Goal: Open with the line that has "Write a component"; close with the line that has "w-[669px] h-[2px] bg-[#333]". Retype those lines exactly, images excluded.

Supplied material:
========================================================================

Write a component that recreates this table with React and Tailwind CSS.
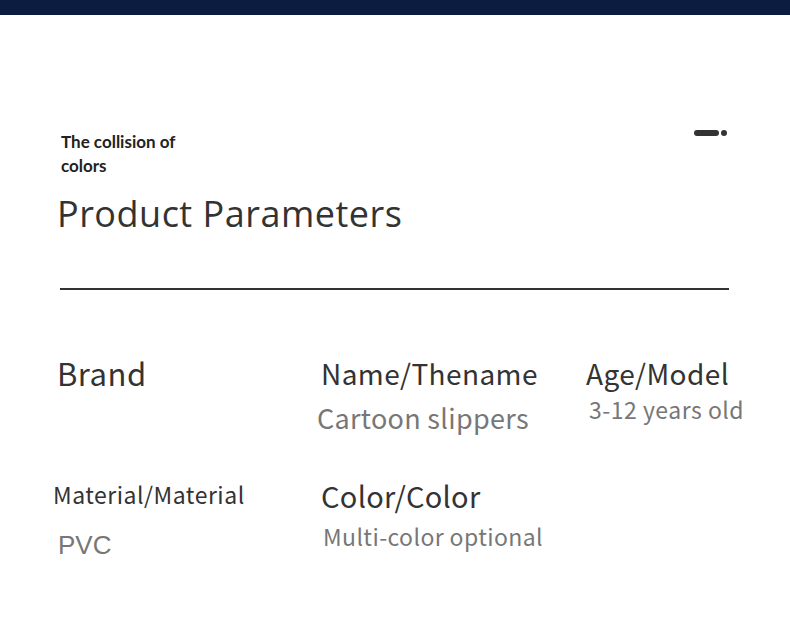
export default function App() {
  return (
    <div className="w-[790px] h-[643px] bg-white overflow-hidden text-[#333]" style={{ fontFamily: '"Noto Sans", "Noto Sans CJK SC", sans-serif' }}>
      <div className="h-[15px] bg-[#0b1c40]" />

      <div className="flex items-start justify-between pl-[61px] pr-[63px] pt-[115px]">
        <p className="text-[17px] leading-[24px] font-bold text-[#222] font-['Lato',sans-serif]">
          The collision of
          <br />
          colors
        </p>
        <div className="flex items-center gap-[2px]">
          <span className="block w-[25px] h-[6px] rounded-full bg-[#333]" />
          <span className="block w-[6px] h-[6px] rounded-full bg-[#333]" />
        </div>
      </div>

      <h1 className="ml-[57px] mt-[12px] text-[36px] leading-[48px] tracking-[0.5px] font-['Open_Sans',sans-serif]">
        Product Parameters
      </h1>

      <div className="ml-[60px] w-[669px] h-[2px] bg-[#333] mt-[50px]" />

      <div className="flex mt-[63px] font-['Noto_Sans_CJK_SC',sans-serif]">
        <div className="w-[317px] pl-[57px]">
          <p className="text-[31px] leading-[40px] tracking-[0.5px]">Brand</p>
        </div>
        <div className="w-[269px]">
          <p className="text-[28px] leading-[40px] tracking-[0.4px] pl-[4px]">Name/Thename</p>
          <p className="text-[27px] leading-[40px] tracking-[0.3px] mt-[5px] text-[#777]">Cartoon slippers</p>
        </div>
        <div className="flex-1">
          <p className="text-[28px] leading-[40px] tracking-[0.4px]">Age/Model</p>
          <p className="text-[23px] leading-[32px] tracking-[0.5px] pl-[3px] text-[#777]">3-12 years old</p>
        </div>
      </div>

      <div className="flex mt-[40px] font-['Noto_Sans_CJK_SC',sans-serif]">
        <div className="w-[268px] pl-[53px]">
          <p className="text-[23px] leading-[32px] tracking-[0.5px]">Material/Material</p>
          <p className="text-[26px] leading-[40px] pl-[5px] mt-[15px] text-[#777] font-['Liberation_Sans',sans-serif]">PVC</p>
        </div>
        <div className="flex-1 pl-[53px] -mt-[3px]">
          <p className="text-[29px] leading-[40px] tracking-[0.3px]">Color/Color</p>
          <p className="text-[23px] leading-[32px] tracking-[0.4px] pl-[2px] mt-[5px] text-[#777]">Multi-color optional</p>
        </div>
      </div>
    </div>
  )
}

========================================================================

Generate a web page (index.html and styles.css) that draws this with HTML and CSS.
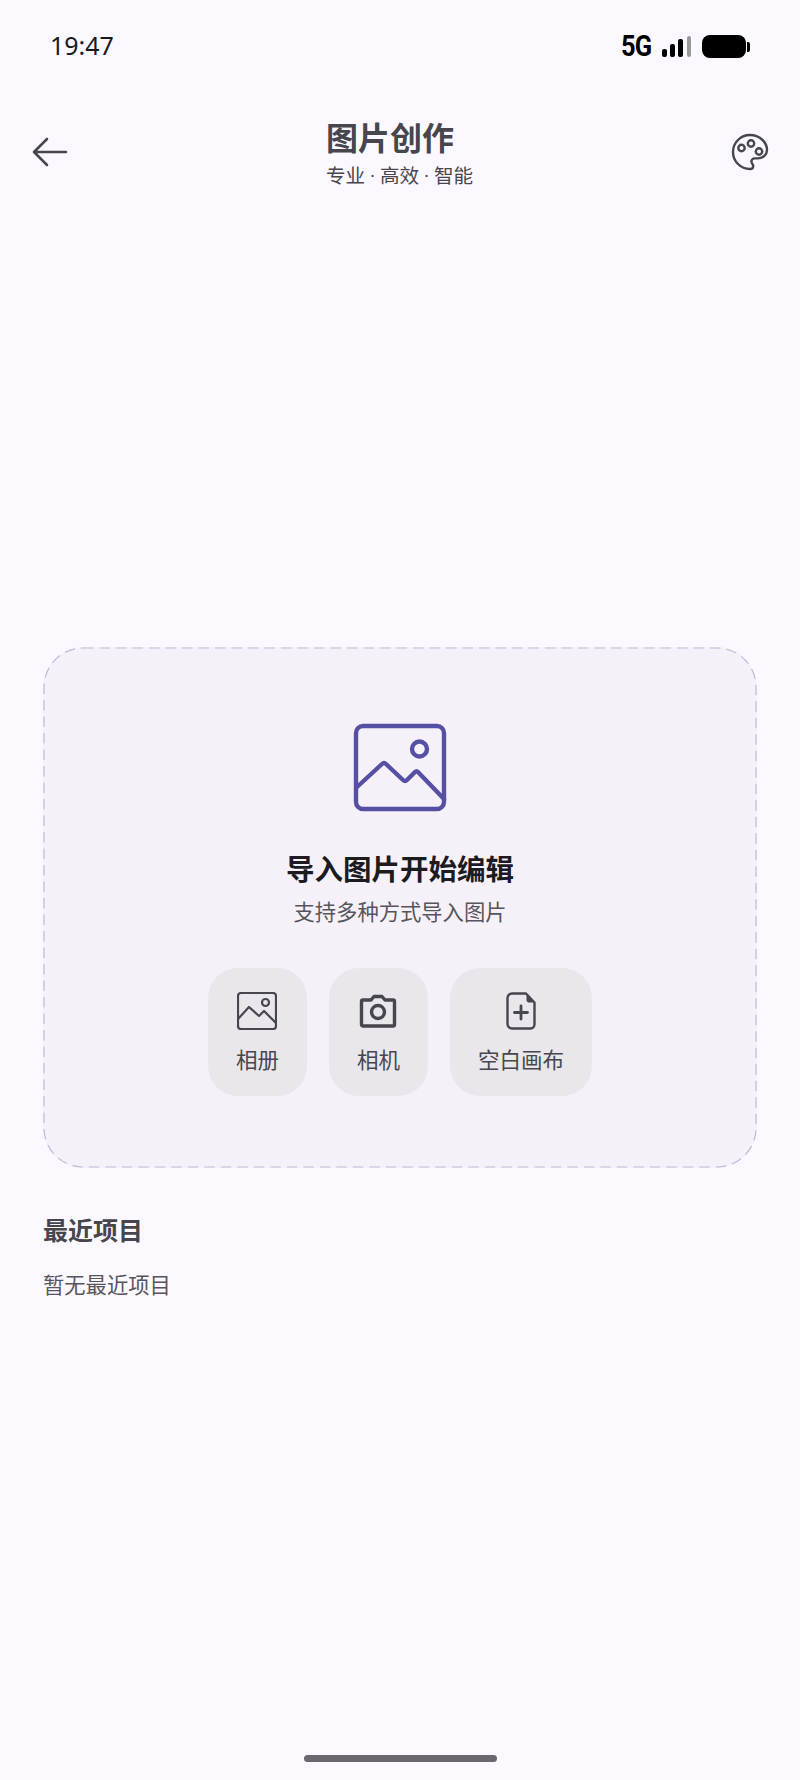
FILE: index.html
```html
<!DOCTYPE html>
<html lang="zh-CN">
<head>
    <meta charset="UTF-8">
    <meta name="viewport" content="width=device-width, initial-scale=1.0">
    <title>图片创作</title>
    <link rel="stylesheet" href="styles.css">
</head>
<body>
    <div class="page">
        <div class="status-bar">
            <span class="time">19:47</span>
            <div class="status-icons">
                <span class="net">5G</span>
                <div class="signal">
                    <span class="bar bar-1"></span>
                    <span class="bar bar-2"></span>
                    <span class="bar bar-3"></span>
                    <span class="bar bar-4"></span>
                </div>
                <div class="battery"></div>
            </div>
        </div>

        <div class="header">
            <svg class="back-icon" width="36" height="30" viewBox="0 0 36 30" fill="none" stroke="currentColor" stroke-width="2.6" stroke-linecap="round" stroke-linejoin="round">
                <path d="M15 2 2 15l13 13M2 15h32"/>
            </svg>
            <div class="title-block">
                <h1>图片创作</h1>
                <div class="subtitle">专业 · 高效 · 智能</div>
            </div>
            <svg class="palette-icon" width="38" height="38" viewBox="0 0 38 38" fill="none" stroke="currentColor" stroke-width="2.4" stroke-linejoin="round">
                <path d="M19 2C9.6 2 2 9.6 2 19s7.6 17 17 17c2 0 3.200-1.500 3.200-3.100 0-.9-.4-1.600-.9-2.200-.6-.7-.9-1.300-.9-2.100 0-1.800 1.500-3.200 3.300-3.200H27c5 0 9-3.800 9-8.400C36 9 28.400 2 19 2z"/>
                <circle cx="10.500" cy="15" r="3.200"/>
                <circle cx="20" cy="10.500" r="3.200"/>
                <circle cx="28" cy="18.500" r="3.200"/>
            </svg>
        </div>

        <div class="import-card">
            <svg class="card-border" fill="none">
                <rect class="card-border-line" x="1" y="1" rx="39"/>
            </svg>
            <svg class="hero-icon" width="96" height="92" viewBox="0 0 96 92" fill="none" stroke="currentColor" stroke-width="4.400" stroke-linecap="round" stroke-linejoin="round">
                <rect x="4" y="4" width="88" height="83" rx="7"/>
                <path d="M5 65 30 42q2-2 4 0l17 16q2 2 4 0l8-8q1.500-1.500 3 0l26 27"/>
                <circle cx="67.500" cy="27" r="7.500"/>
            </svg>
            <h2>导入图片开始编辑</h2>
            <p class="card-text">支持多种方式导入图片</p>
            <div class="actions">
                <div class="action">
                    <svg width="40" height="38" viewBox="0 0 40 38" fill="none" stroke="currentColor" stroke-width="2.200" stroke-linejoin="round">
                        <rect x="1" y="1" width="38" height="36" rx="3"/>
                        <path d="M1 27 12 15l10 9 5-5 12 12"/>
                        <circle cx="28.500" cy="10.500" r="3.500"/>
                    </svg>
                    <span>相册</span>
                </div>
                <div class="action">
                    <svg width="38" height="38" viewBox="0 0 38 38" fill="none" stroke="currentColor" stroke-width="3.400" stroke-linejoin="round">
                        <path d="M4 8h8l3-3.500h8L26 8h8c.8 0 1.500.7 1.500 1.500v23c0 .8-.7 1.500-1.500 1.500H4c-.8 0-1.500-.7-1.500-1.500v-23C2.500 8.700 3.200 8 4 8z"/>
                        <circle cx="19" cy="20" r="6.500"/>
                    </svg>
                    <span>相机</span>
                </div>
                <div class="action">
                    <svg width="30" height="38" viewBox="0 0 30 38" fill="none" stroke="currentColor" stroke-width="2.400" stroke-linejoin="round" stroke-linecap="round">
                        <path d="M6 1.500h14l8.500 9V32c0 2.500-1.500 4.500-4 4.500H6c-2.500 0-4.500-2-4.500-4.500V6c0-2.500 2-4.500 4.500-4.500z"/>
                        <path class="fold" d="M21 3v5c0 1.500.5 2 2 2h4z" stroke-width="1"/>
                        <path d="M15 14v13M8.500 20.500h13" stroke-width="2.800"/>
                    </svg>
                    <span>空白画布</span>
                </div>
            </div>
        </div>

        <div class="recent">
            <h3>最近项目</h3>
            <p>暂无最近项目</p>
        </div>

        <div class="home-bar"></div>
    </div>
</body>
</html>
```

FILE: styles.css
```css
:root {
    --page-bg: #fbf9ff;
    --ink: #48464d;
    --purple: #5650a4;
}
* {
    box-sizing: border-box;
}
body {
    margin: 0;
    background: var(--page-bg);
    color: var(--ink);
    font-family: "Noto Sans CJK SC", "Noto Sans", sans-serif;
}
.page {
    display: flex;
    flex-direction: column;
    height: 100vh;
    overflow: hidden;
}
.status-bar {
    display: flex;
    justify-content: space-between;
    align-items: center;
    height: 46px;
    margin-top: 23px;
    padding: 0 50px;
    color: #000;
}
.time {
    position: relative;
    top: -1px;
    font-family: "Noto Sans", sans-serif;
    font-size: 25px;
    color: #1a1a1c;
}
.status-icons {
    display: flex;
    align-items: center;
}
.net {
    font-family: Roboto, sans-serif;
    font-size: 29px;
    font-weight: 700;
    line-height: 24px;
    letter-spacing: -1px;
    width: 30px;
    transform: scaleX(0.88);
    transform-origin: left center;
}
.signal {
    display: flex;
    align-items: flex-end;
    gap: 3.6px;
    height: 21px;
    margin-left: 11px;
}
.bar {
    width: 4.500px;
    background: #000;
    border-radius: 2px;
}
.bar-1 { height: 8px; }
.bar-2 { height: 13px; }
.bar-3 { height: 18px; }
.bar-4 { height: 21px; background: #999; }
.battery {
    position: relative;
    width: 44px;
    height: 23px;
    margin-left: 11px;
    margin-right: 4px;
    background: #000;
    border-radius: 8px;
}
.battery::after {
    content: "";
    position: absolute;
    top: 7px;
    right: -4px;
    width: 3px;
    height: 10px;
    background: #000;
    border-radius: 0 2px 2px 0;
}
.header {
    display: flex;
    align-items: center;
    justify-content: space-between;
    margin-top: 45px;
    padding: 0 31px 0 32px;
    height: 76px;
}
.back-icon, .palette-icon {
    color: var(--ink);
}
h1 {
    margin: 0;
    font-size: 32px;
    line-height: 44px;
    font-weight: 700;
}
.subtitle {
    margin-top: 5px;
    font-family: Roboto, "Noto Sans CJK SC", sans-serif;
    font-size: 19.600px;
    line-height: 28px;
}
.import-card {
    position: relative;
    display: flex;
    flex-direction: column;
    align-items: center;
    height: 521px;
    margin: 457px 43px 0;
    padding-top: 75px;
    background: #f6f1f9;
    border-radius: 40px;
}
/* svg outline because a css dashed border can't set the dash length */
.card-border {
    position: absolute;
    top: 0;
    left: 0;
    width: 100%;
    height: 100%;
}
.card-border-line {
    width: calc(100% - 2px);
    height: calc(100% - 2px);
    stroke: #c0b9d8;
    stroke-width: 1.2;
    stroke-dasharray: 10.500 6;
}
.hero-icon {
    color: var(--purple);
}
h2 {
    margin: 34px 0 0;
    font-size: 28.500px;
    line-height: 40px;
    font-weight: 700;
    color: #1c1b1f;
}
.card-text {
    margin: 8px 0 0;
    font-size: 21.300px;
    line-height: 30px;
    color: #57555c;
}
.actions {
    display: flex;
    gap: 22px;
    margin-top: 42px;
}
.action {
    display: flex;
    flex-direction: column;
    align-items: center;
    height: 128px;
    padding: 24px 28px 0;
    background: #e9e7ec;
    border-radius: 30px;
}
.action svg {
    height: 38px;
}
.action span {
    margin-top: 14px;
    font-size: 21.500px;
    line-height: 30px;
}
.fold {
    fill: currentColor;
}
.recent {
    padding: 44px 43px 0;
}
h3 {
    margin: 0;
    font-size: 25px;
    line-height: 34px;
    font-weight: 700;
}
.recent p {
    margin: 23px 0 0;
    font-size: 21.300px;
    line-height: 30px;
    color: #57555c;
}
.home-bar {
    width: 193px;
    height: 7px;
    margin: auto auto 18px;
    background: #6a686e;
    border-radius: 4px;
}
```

========================================================================

Answer to the exercise:
Write a component that recreates this table with React and Tailwind CSS.
export default function App() {
  return (
    <div className="w-[790px] h-[643px] bg-white overflow-hidden text-[#333]" style={{ fontFamily: '"Noto Sans", "Noto Sans CJK SC", sans-serif' }}>
      <div className="h-[15px] bg-[#0b1c40]" />

      <div className="flex items-start justify-between pl-[61px] pr-[63px] pt-[115px]">
        <p className="text-[17px] leading-[24px] font-bold text-[#222] font-['Lato',sans-serif]">
          The collision of
          <br />
          colors
        </p>
        <div className="flex items-center gap-[2px]">
          <span className="block w-[25px] h-[6px] rounded-full bg-[#333]" />
          <span className="block w-[6px] h-[6px] rounded-full bg-[#333]" />
        </div>
      </div>

      <h1 className="ml-[57px] mt-[12px] text-[36px] leading-[48px] tracking-[0.5px] font-['Open_Sans',sans-serif]">
        Product Parameters
      </h1>

      <div className="ml-[60px] w-[669px] h-[2px] bg-[#333] mt-[50px]" />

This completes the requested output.